The point is that describing the world with randomness is a choice we make, and we make it because it is sometimes useful to us. In the course of doing something like statistical inference, we *must* posit *a priori* the existence of randomness as well as explanatory mechanisms of limited complexity. At the core of statistical reasoning is the *discard* of information — of viewing a set of voters, each entirely unique, as equivalent to balls drawn from an urn, or viewing the days weather, which is fixed from yesterday’s by deterministic laws of physics, as something exchangeable with some hypothetical population of other days, conceptually detached from contingency and their own pasts. Failure to remember this can lead to silly arguments about whether phenomena are “really random.” In other words, we must choose to make the statistical analogy, and accept that its applicability may not be indisputable.

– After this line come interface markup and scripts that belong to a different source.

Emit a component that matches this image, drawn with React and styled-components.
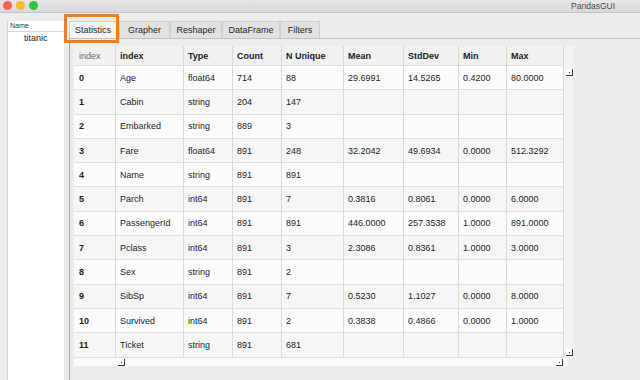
import styled, { createGlobalStyle } from 'styled-components';

const GlobalStyle = createGlobalStyle`
  html, body {
    margin: 0;
    padding: 0;
    background: #ececec;
  }
  body {
    font-family: "Liberation Sans", Arial, sans-serif;
    color: #1c1c1c;
  }
`;

const Window = styled.div`
  position: relative;
  width: 640px;
  height: 380px;
  display: flex;
  flex-direction: column;
  overflow: hidden;
  background: #ececec;
`;

const TitleBar = styled.div`
  height: 12px;
  flex: none;
  display: flex;
  align-items: center;
  padding: 0 25px 0 3px;
  background: linear-gradient(#e6e6e6, #d9d9d9);
  border-bottom: 1px solid #c4c4c4;
`;

const Light = styled.span`
  width: 9px;
  height: 9px;
  border-radius: 50%;
  margin-right: 4px;
  margin-top: -2px;
  background: ${(p) => p.color};
`;

const Title = styled.span`
  margin-left: auto;
  font-size: 8.5px;
  color: #4a4a4a;
  margin-top: -1px;
`;

const Body = styled.div`
  flex: 1;
  display: flex;
  min-height: 0;
`;

const Sidebar = styled.div`
  width: 56px;
  margin: 8px 0 0 7px;
  background: #fff;
  border-left: 1px solid #d2d2d2;
  display: flex;
  flex-direction: column;
`;

const SideHeader = styled.div`
  height: 10px;
  font-size: 7px;
  line-height: 10px;
  padding-left: 2px;
  color: #333;
  border-bottom: 1px solid #d6d6d6;
`;

const SideItem = styled.div`
  font-size: 9px;
  line-height: 12px;
  padding-left: 16px;
  color: #222;
`;

const Main = styled.div`
  flex: 1;
  display: flex;
  flex-direction: column;
  padding-left: 5px;
`;

const TabBar = styled.div`
  height: 25px;
  flex: none;
  display: flex;
  align-items: flex-end;
`;

const Tab = styled.div`
  width: ${(p) => p.w}px;
  height: 17px;
  box-sizing: border-box;
  display: flex;
  align-items: center;
  justify-content: center;
  font-size: 9px;
  color: #262626;
  background: ${(p) => (p.active ? '#f4f4f4' : '#e1e1e1')};
  border: 1px solid #cfcfcf;
  border-bottom: none;
  margin-right: ${(p) => (p.active ? 2 : 0)}px;
`;

const Pane = styled.div`
  flex: 1;
  border-left: 1px solid #a9a9a9;
  border-top: 1px solid #c2c2c2;
  padding: 7px 0 0 4px;
  background: #ececec;
`;

const TableWrap = styled.div`
  position: relative;
  width: 500px;
  display: flex;
  flex-direction: column;
`;

const Table = styled.div`
  display: flex;
  flex-direction: column;
  width: 490px;
  position: relative;
`;

const cols = '42px 68px 49px 49px 62px 60px 55px 48px 57px';

const Row = styled.div`
  display: grid;
  grid-template-columns: ${cols};
  height: ${(p) => (p.head ? 20 : 24.3)}px;
  background: ${(p) => (p.head ? '#f1f1f1' : p.odd ? '#f6f6f6' : '#fcfcfc')};
  border-bottom: 1px solid #dedede;
  box-sizing: border-box;
`;

const Cell = styled.div`
  display: flex;
  align-items: center;
  padding-left: ${(p) => (p.first ? 5 : 4)}px;
  font-size: 9px;
  white-space: nowrap;
  border-right: 1px solid #d9d9d9;
  font-weight: ${(p) => (p.bold ? 700 : 400)};
  color: ${(p) => (p.muted ? '#6a6a6a' : '#1c1c1c')};
`;

const SideStrip = styled.div`
  position: absolute;
  left: 490px;
  top: 0;
  width: 10px;
  height: 312px;
  background: #f3f3f3;
`;

const BottomStrip = styled.div`
  width: 494px;
  height: 8px;
  background: #fafafa;
`;

const Grip = styled.span`
  position: absolute;
  left: ${(p) => p.x}px;
  top: ${(p) => p.y}px;
  width: 7px;
  height: 7px;
  box-sizing: border-box;
  border-right: 1px solid #3a3a3a;
  border-bottom: 1px solid #3a3a3a;
  background: #fff;
  &::after {
    content: '';
    position: absolute;
    left: 3px;
    top: 3px;
    width: 1px;
    height: 1px;
    background: #333;
  }
`;

const Highlight = styled.div`
  position: absolute;
  left: 64px;
  top: 14px;
  width: 55px;
  height: 29px;
  box-sizing: border-box;
  border: 3px solid #f17d1f;
  pointer-events: none;
`;

const headers = ['index', 'Type', 'Count', 'N Unique', 'Mean', 'StdDev', 'Min', 'Max'];

const rows = [
  ['Age', 'float64', '714', '88', '29.6991', '14.5265', '0.4200', '80.0000'],
  ['Cabin', 'string', '204', '147', '', '', '', ''],
  ['Embarked', 'string', '889', '3', '', '', '', ''],
  ['Fare', 'float64', '891', '248', '32.2042', '49.6934', '0.0000', '512.3292'],
  ['Name', 'string', '891', '891', '', '', '', ''],
  ['Parch', 'int64', '891', '7', '0.3816', '0.8061', '0.0000', '6.0000'],
  ['PassengerId', 'int64', '891', '891', '446.0000', '257.3538', '1.0000', '891.0000'],
  ['Pclass', 'int64', '891', '3', '2.3086', '0.8361', '1.0000', '3.0000'],
  ['Sex', 'string', '891', '2', '', '', '', ''],
  ['SibSp', 'int64', '891', '7', '0.5230', '1.1027', '0.0000', '8.0000'],
  ['Survived', 'int64', '891', '2', '0.3838', '0.4866', '0.0000', '1.0000'],
  ['Ticket', 'string', '891', '681', '', '', '', ''],
];

const tabs = [
  ['Statistics', 48],
  ['Grapher', 51],
  ['Reshaper', 52],
  ['DataFrame', 58],
  ['Filters', 40],
];

export default function App() {
  return (
    <Window>
      <GlobalStyle />
      <TitleBar>
        <Light color="#fc5f57" />
        <Light color="#fdbc2e" />
        <Light color="#2bc840" />
        <Title>PandasGUI</Title>
      </TitleBar>
      <Body>
        <Sidebar>
          <SideHeader>Name</SideHeader>
          <SideItem>titanic</SideItem>
        </Sidebar>
        <Main>
          <TabBar>
            {tabs.map(([t, w], i) => (
              <Tab key={t} w={w} active={i === 0}>
                {t}
              </Tab>
            ))}
          </TabBar>
          <Pane>
            <TableWrap>
              <Table>
                <Row head>
                  <Cell first muted>index</Cell>
                  {headers.map((h) => (
                    <Cell key={h} bold>
                      {h}
                    </Cell>
                  ))}
                </Row>
                {rows.map((r, i) => (
                  <Row key={i} odd={i % 2 === 1}>
                    <Cell first bold>
                      {i}
                    </Cell>
                    {r.map((v, j) => (
                      <Cell key={j}>{v}</Cell>
                    ))}
                  </Row>
                ))}
                <SideStrip />
              </Table>
              <BottomStrip />
              <Grip x={492} y={23} />
              <Grip x={492} y={303} />
              <Grip x={482} y={313} />
              <Grip x={44} y={313} />
            </TableWrap>
          </Pane>
        </Main>
      </Body>
      <Highlight />
    </Window>
  );
}
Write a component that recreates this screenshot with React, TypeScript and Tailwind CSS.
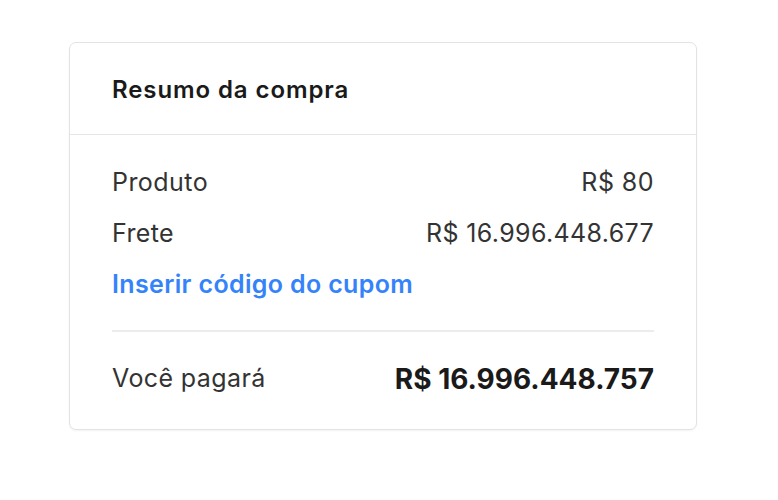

From this perspective, Hacking’s ambition — a logic of statistical inference — seems hopeless, not because of some inevitably subjective nature of probability itself, but because of the subjective nature of analogy. How can you form a logic which will give correct conclusions in every application of an analogy? The affairs of statistics are inevitably human and not purely computational, and the field is more exciting and fruitful for it.